**What you have to do:** Determine the number of lines containing the word "React", and state that figure alone.

**Provided data:**
★ ★ ★ ★ ★ ★ ★

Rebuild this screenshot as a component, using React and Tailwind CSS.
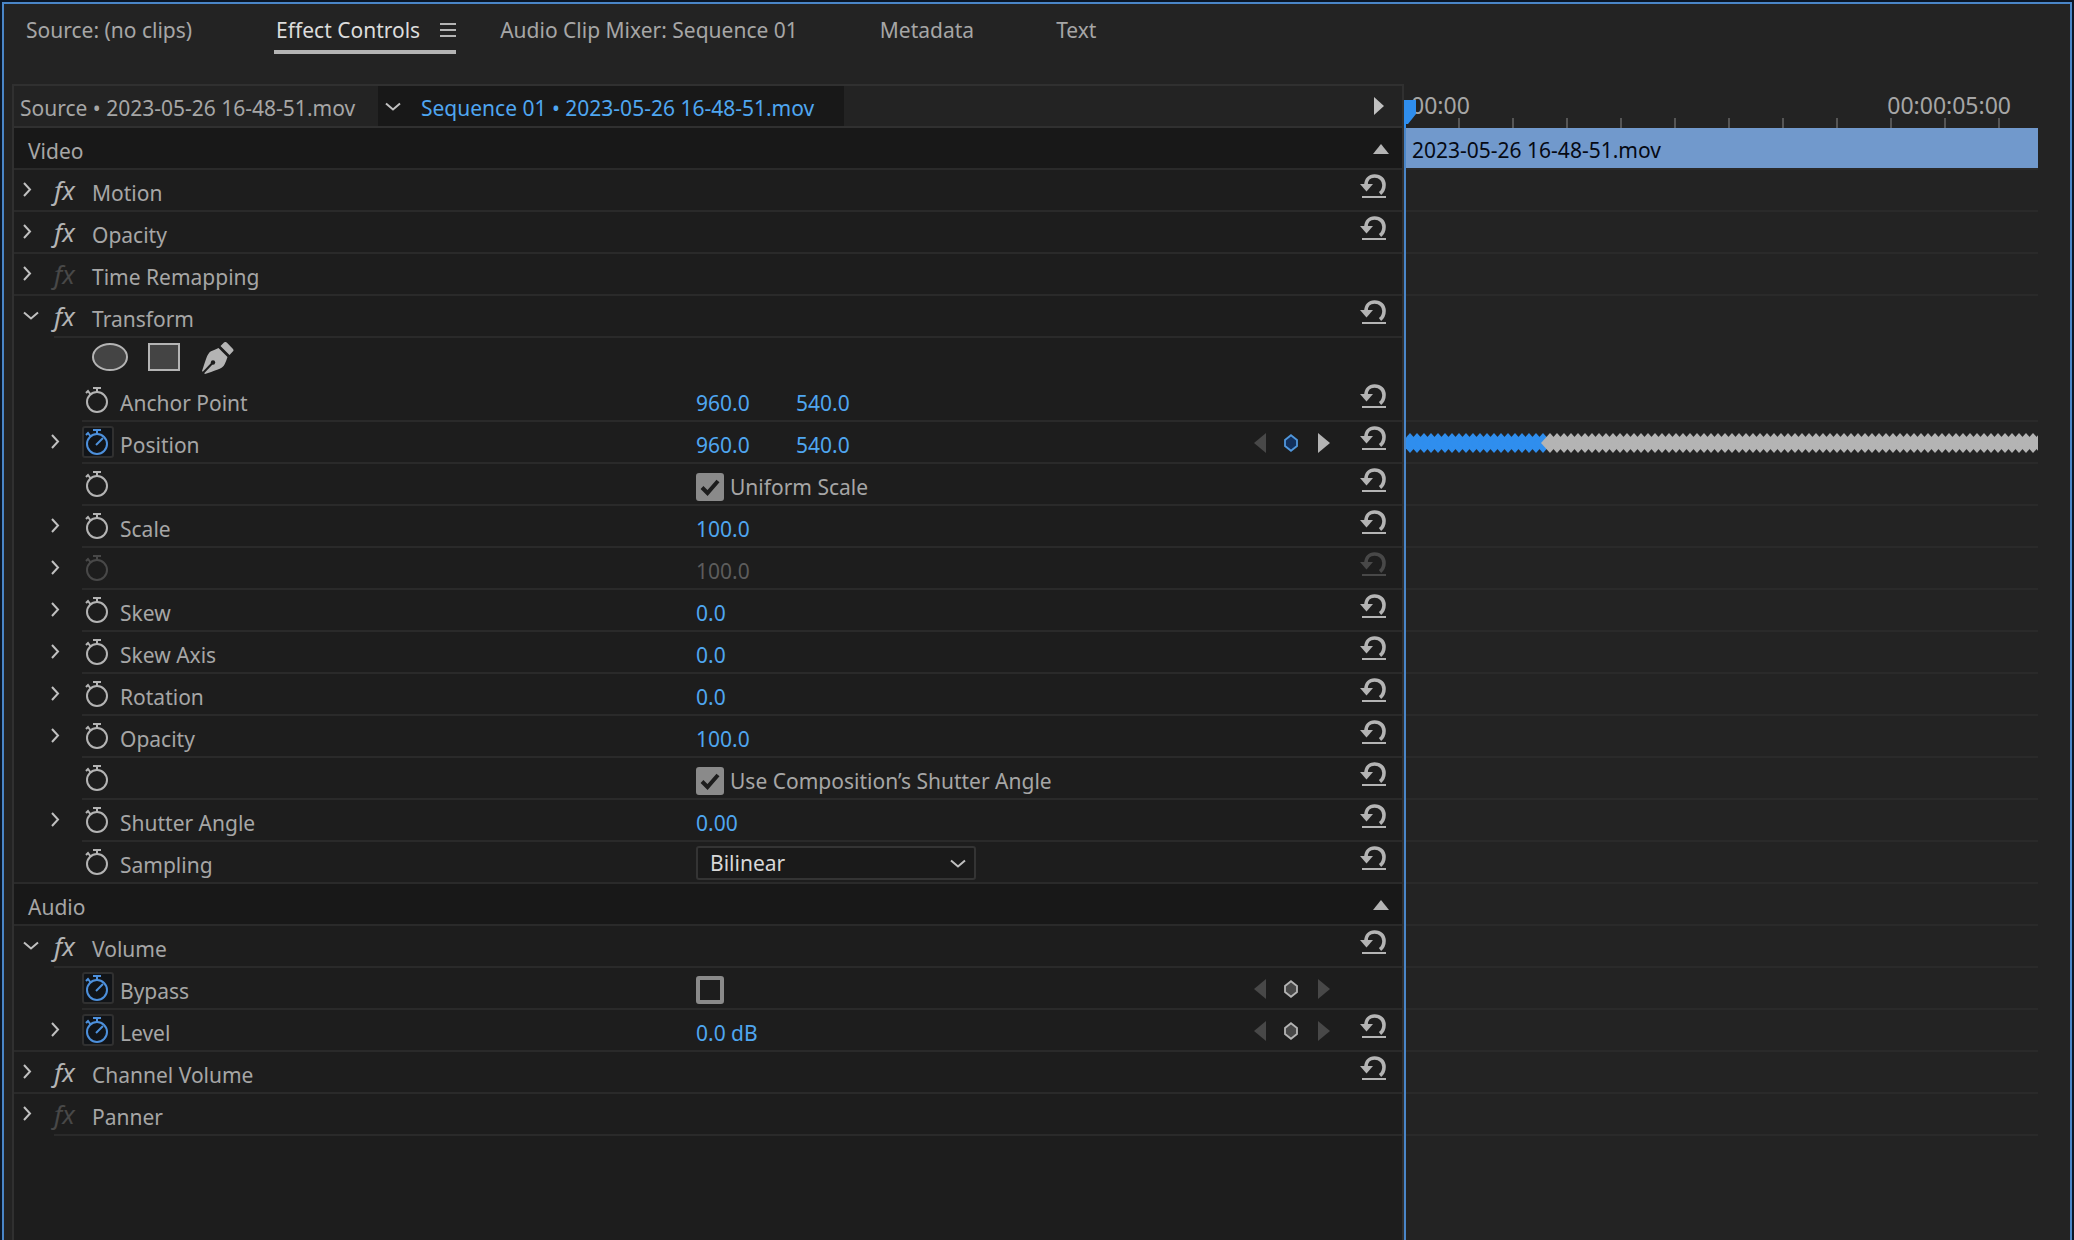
import React, { useState } from 'react';

const rows = [
  { id: 'video', kind: 'section', label: 'Video' },
  { id: 'motion', kind: 'effect', label: 'Motion', reset: true },
  { id: 'opacity-fx', kind: 'effect', label: 'Opacity', reset: true },
  { id: 'time', kind: 'effect', label: 'Time Remapping', dim: true },
  { id: 'transform', kind: 'effect', label: 'Transform', open: true, inset: true, reset: true, noTrackLine: true },
  { id: 'masks', kind: 'masks', noTrackLine: true },
  { id: 'anchor', kind: 'prop', label: 'Anchor Point', values: ['960.0', '540.0'], reset: true },
  { id: 'position', kind: 'prop', label: 'Position', arrow: true, values: ['960.0', '540.0'], animated: true, nav: 'active', reset: true, keyframes: true },
  { id: 'uniform', kind: 'prop', check: 'Uniform Scale', checked: true, reset: true },
  { id: 'scale', kind: 'prop', label: 'Scale', arrow: true, values: ['100.0'], reset: true },
  { id: 'scale-w', kind: 'prop', arrow: true, values: ['100.0'], disabled: true, reset: true },
  { id: 'skew', kind: 'prop', label: 'Skew', arrow: true, values: ['0.0'], reset: true },
  { id: 'skew-axis', kind: 'prop', label: 'Skew Axis', arrow: true, values: ['0.0'], reset: true },
  { id: 'rotation', kind: 'prop', label: 'Rotation', arrow: true, values: ['0.0'], reset: true },
  { id: 'opacity', kind: 'prop', label: 'Opacity', arrow: true, values: ['100.0'], reset: true },
  { id: 'use-comp', kind: 'prop', check: 'Use Composition’s Shutter Angle', checked: true, reset: true },
  { id: 'shutter', kind: 'prop', label: 'Shutter Angle', arrow: true, values: ['0.00'], reset: true },
  { id: 'sampling', kind: 'prop', label: 'Sampling', select: true, reset: true, last: true },
  { id: 'audio', kind: 'section', label: 'Audio' },
  { id: 'volume', kind: 'effect', label: 'Volume', open: true, inset: true, reset: true },
  { id: 'bypass', kind: 'prop', label: 'Bypass', check: '', checked: false, animated: true, nav: 'idle' },
  { id: 'level', kind: 'prop', label: 'Level', arrow: true, values: ['0.0 dB'], animated: true, nav: 'idle', reset: true, last: true },
  { id: 'channel', kind: 'effect', label: 'Channel Volume', reset: true },
  { id: 'panner', kind: 'effect', label: 'Panner', dim: true, inset: true },
];

function ChevronRight() {
  return (
    <svg width="9" height="15" viewBox="0 0 9 15" fill="none" stroke="#c0c0c0" strokeWidth="2">
      <path d="M1 1 L7 7.5 L1 14" />
    </svg>
  );
}

function ChevronDown() {
  return (
    <svg width="16" height="9" viewBox="0 0 16 9" fill="none" stroke="#c0c0c0" strokeWidth="2">
      <path d="M1 1.5 L8 7.5 L15 1.5" />
    </svg>
  );
}

function Stopwatch({ on, disabled }) {
  const color = on ? '#4d90dc' : disabled ? '#484848' : '#b4b4b4';
  return (
    <svg width="24" height="27" viewBox="0 0 24 27" fill="none" stroke={color} strokeWidth="2">
      <circle cx="12" cy="15" r="10" />
      <path d="M8 1 H16 M12 1 V5" />
      <path d="M1 6 L3 4 L6 8" />
      {on && <path d="M11 16 L18 9" />}
    </svg>
  );
}

function ResetIcon({ disabled }) {
  const color = disabled ? '#484848' : '#b4b4b4';
  return (
    <svg width="26" height="24" viewBox="0 0 26 24">
      <path d="M6 11 C6 5.500 9.500 2 14.500 2 C20.500 2 24 6 24 11 C24 15 22.500 17.500 20 19.500" fill="none" stroke={color} strokeWidth="3.600" />
      <path d="M0 10 H13 L6.500 17.500 Z" fill={color} />
      <path d="M2 22 H26 V24 H2 Z" fill={color} />
    </svg>
  );
}

function ResetButton({ name, disabled }) {
  return (
    <button aria-label={'Reset ' + name} disabled={disabled} className="mt-1 h-6 w-[26px]">
      <ResetIcon disabled={disabled} />
    </button>
  );
}

function KeyframeNav({ mode }) {
  const active = mode === 'active';
  return (
    <div className="mt-[10px] flex h-[22px] items-center gap-[18px]">
      <button aria-label="Previous keyframe" disabled>
        <svg width="12" height="20" viewBox="0 0 12 20">
          <path d="M12 0 V20 L0 10 Z" fill="#484848" />
        </svg>
      </button>
      <button aria-label="Toggle keyframe">
        <svg width="14" height="18" viewBox="0 0 14 18">
          <path d="M7 1.200 L13 6 V12 L7 16.800 L1 12 V6 Z" fill={active ? '#12305c' : '#484848'} stroke={active ? '#5097dd' : '#b4b4b4'} strokeWidth="1.800" />
        </svg>
      </button>
      <button aria-label="Next keyframe" disabled={!active} className="ml-0.5">
        <svg width="12" height="20" viewBox="0 0 12 20">
          <path d="M0 0 V20 L12 10 Z" fill={active ? '#b4b4b4' : '#484848'} />
        </svg>
      </button>
    </div>
  );
}

function CheckField({ id, label, initial }) {
  const [checked, setChecked] = useState(initial);
  return (
    <div className="mt-2 flex items-center gap-[6px]">
      <span className="grid size-7 shrink-0 place-items-center">
        <input
          id={id}
          type="checkbox"
          aria-label={label || 'Bypass'}
          checked={checked}
          onChange={(e) => setChecked(e.target.checked)}
          className="col-start-1 row-start-1 size-7 appearance-none rounded-[3px] border-4 border-[#8a8a8a] checked:bg-[#8a8a8a]"
        />
        {checked && (
          <svg width="20" height="17" viewBox="0 0 20 17" fill="none" stroke="#1d1d1d" strokeWidth="4" className="pointer-events-none col-start-1 row-start-1">
            <path d="M2 8.500 L7.500 14 L18 2" />
          </svg>
        )}
      </span>
      {label && <label htmlFor={id}>{label}</label>}
    </div>
  );
}

function SectionRow({ row }) {
  return (
    <div className="flex h-[42px] items-start justify-between border-b-2 border-[#2a2a2a] bg-[#181818] pr-[13px] pl-[14px]">
      <h2 className="pt-2">{row.label}</h2>
      <button aria-label={'Collapse ' + row.label} className="mt-4">
        <svg width="16" height="10" viewBox="0 0 16 10">
          <path d="M8 0 L16 10 H0 Z" fill="#b4b4b4" />
        </svg>
      </button>
    </div>
  );
}

function EffectRow({ row }) {
  return (
    <div className={'flex h-[42px]' + (row.inset ? '' : ' border-b-2 border-[#2a2a2a]')}>
      <button aria-label={'Toggle ' + row.label} className="mt-[7px] flex h-6 w-10 items-center pl-[9px]">
        {row.open ? <ChevronDown /> : <ChevronRight />}
      </button>
      <div className={'flex flex-1 items-start pr-4' + (row.inset ? ' border-b-2 border-[#2a2a2a]' : '')}>
        <button aria-label={row.label + ' effect on or off'} className={'mt-1 w-[38px] text-left text-[26px] leading-8 italic ' + (row.dim ? 'text-[#484848]' : 'text-[#b4b4b4]')}>
          fx
        </button>
        <span className="flex-1 pt-2">{row.label}</span>
        {row.reset && <ResetButton name={row.label} />}
      </div>
    </div>
  );
}

function MaskRow() {
  return (
    <div className="flex h-[42px] items-start gap-5 pt-1 pl-[78px]">
      <button aria-label="Create ellipse mask">
        <svg width="36" height="30" viewBox="0 0 36 30">
          <ellipse cx="18" cy="15" rx="17" ry="13" fill="#444" stroke="#b4b4b4" strokeWidth="2" />
        </svg>
      </button>
      <button aria-label="Create rectangle mask">
        <svg width="32" height="30" viewBox="0 0 32 30">
          <rect x="1" y="2" width="30" height="26" fill="#444" stroke="#b4b4b4" strokeWidth="2" />
        </svg>
      </button>
      <button aria-label="Free draw bezier">
        <svg width="36" height="32" viewBox="0 0 36 32">
          <g fill="#b4b4b4">
            <path d="M24 0.500 C25 -0.300 26 -0.200 27 0.800 L33 7 C33.800 8 33.600 9 32.800 9.600 L29.500 13 L20.500 4 Z" />
            <path d="M18.500 6 L27.500 15 C26.500 18 25.500 20.500 24.500 22.500 C23 27 13 29 5 32 L2 29 C5 21 7 11 11 9.300 C13.500 8.300 16 7 18.500 6 Z" />
          </g>
          <path d="M3 31 L12 21.500" stroke="#1d1d1d" strokeWidth="2" />
          <circle cx="13" cy="20.500" r="2.200" fill="#1d1d1d" />
        </svg>
      </button>
    </div>
  );
}

function SamplingSelect() {
  return (
    <div className="relative mt-1">
      <select aria-label="Sampling" defaultValue="Bilinear" className="h-[34px] w-[280px] appearance-none rounded-[3px] border-2 border-[#343434] bg-[#1a1a1a] pr-10 pl-3 leading-7 text-[#d8d8d8]">
        <option>Bilinear</option>
        <option>Bicubic</option>
      </select>
      <span className="pointer-events-none absolute top-[13px] right-[10px]">
        <ChevronDown />
      </span>
    </div>
  );
}

function PropRow({ row }) {
  const line = 'border-b-2 border-[#2a2a2a]';
  return (
    <div className={'flex h-[42px] ' + (row.last ? line : '')}>
      <div className="w-[68px] shrink-0 pt-[7px] pl-[37px]">
        {row.arrow && (
          <button aria-label={'Expand ' + (row.label || 'Scale Width')} className="flex h-6 items-center">
            <ChevronRight />
          </button>
        )}
      </div>
      <div className={'grid flex-1 grid-cols-[614fr_690fr] pr-4 ' + (row.last ? '' : line)}>
        <div className="flex items-start">
          <button
            aria-label={'Toggle animation for ' + (row.label || row.check || 'Scale Width')}
            disabled={row.disabled}
            className={'mt-1 mr-[6px] grid h-8 w-8 place-items-center rounded-[3px] border-2 pr-0.5 ' + (row.animated ? 'border-[#303030] bg-[#111418]' : 'border-transparent')}
          >
            <Stopwatch on={row.animated} disabled={row.disabled} />
          </button>
          {row.label && <span className="pt-2">{row.label}</span>}
        </div>
        <div className="flex items-start justify-between">
          {row.values && (
            <div className="flex pt-2">
              {row.values.map((v, i) => (
                <button key={i} disabled={row.disabled} className={'w-[100px] text-left ' + (row.disabled ? 'text-[#5c5c5c]' : 'text-[#4fa6f0]')}>
                  {v}
                </button>
              ))}
            </div>
          )}
          {row.check !== undefined && <CheckField id={row.id} label={row.check} initial={row.checked} />}
          {row.select && <SamplingSelect />}
          <div className="flex items-start gap-[30px]">
            {row.nav && <KeyframeNav mode={row.nav} />}
            {row.reset ? <ResetButton name={row.label || row.check || 'Scale Width'} disabled={row.disabled} /> : <span className="w-[26px]" />}
          </div>
        </div>
      </div>
    </div>
  );
}

function Row({ row }) {
  if (row.kind === 'section') return <SectionRow row={row} />;
  if (row.kind === 'effect') return <EffectRow row={row} />;
  if (row.kind === 'masks') return <MaskRow />;
  return <PropRow row={row} />;
}

const keyframes = Array.from({ length: 96 }, (_, i) => i * 7);

function Keyframes() {
  const diamond = (x) => `M${x - 9} 10 L${x} 0 L${x + 9} 10 L${x} 20 Z`;
  return (
    <svg width="100%" height="20" className="block">
      {keyframes.map((x, i) => (
        <path key={x} d={diamond(x + 4)} fill={i < 20 ? '#2f8eee' : '#b4b4b4'} />
      ))}
    </svg>
  );
}

function Timeline() {
  return (
    <div className="flex flex-col pr-8">
      <div className="relative h-11">
        <div className="flex h-full items-start justify-between pt-[6px] pr-[27px] pl-[7px] text-[23px] leading-[30px]">
          <span>00:00</span>
          <span>00:00:05:00</span>
        </div>
        <svg width="100%" height="10" className="absolute bottom-0 left-0">
          {Array.from({ length: 11 }, (_, i) => (
            <rect key={i} x={54 + i * 54} width="2" height="10" fill="#555" />
          ))}
        </svg>
        {/* Playhead */}
        <svg width="12" height="28" viewBox="0 0 12 28" className="absolute bottom-0 left-0">
          <path d="M0 0 H12 V14 L4 24 H2 V28 H0 Z" fill="#2f8eee" />
        </svg>
      </div>
      <div className="flex-1 border-l-2 border-[#4a86c8]">
        <div className="h-10 bg-[#7199cc] pl-[6px] leading-[44px] text-[#060a14]">2023-05-26 16-48-51.mov</div>
        <div className="h-0.5 bg-[#2a2a2a]" />
        {rows.slice(1).map((row) => (
          <div key={row.id} className={'h-[42px] ' + (row.noTrackLine ? '' : 'border-b-2 border-[#2a2a2a]')}>
            {row.keyframes && (
              <div className="pt-[11px]">
                <Keyframes />
              </div>
            )}
          </div>
        ))}
      </div>
    </div>
  );
}

export default function App() {
  return (
    <div className="flex min-h-screen flex-col bg-[#0a1626] pt-0.5 pr-0.5 pl-0.5 font-['Noto_Sans',sans-serif] text-[21px] leading-[30px] text-[#a6a6a6]">
      <div className="flex flex-1 flex-col border-x-2 border-t-2 border-[#4a86c8] bg-[#232323]">
        {/* Panel tabs */}
        <nav className="flex h-20 items-start pt-[10px] pl-[22px] leading-8 whitespace-nowrap">
          <button className="mr-[82px]">Source: (no clips)</button>
          <div className="mr-11 flex items-center gap-5 border-b-4 border-[#b4b4b4] pb-1 pl-0.5">
            <button className="text-[#dcdcdc]">Effect Controls</button>
            <button aria-label="Panel menu">
              <svg width="16" height="14" viewBox="0 0 16 14" fill="#b4b4b4">
                <path d="M0 0 H16 V2 H0 Z M0 6 H16 V8 H0 Z M0 12 H16 V14 H0 Z" />
              </svg>
            </button>
          </div>
          <button className="mr-[82px]">Audio Clip Mixer: Sequence 01</button>
          <button className="mr-[82px]">Metadata</button>
          <button>Text</button>
        </nav>

        <div className="grid flex-1 grid-cols-[1392fr_666fr] pl-2">
          <div className="border-t-2 border-r-2 border-l-2 border-[#303030] bg-[#1d1d1d]">
            {/* Clip header */}
            <div className="flex h-[42px] items-center border-b-2 border-[#303030] bg-[#232323] whitespace-nowrap">
              <button className="h-full w-[364px] pl-[6px] text-left leading-[44px]">Source • 2023-05-26 16-48-51.mov</button>
              <div className="flex h-full items-center bg-[#181818] pr-[30px] pl-[7px]">
                <button aria-label="Choose clip" className="mr-5">
                  <ChevronDown />
                </button>
                <button className="h-full leading-[44px] text-[#4fa6f0]">Sequence 01 • 2023-05-26 16-48-51.mov</button>
              </div>
              <button aria-label="Hide timeline view" className="mr-[18px] ml-auto">
                <svg width="10" height="18" viewBox="0 0 10 18">
                  <path d="M0 0 L10 9 L0 18 Z" fill="#c0c0c0" />
                </svg>
              </button>
            </div>
            {rows.map((row) => (
              <Row key={row.id} row={row} />
            ))}
          </div>
          <Timeline />
        </div>
      </div>
    </div>
  );
}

★ ★ ★ ★ ★ ★ ★

**Answer to the exercise:** 2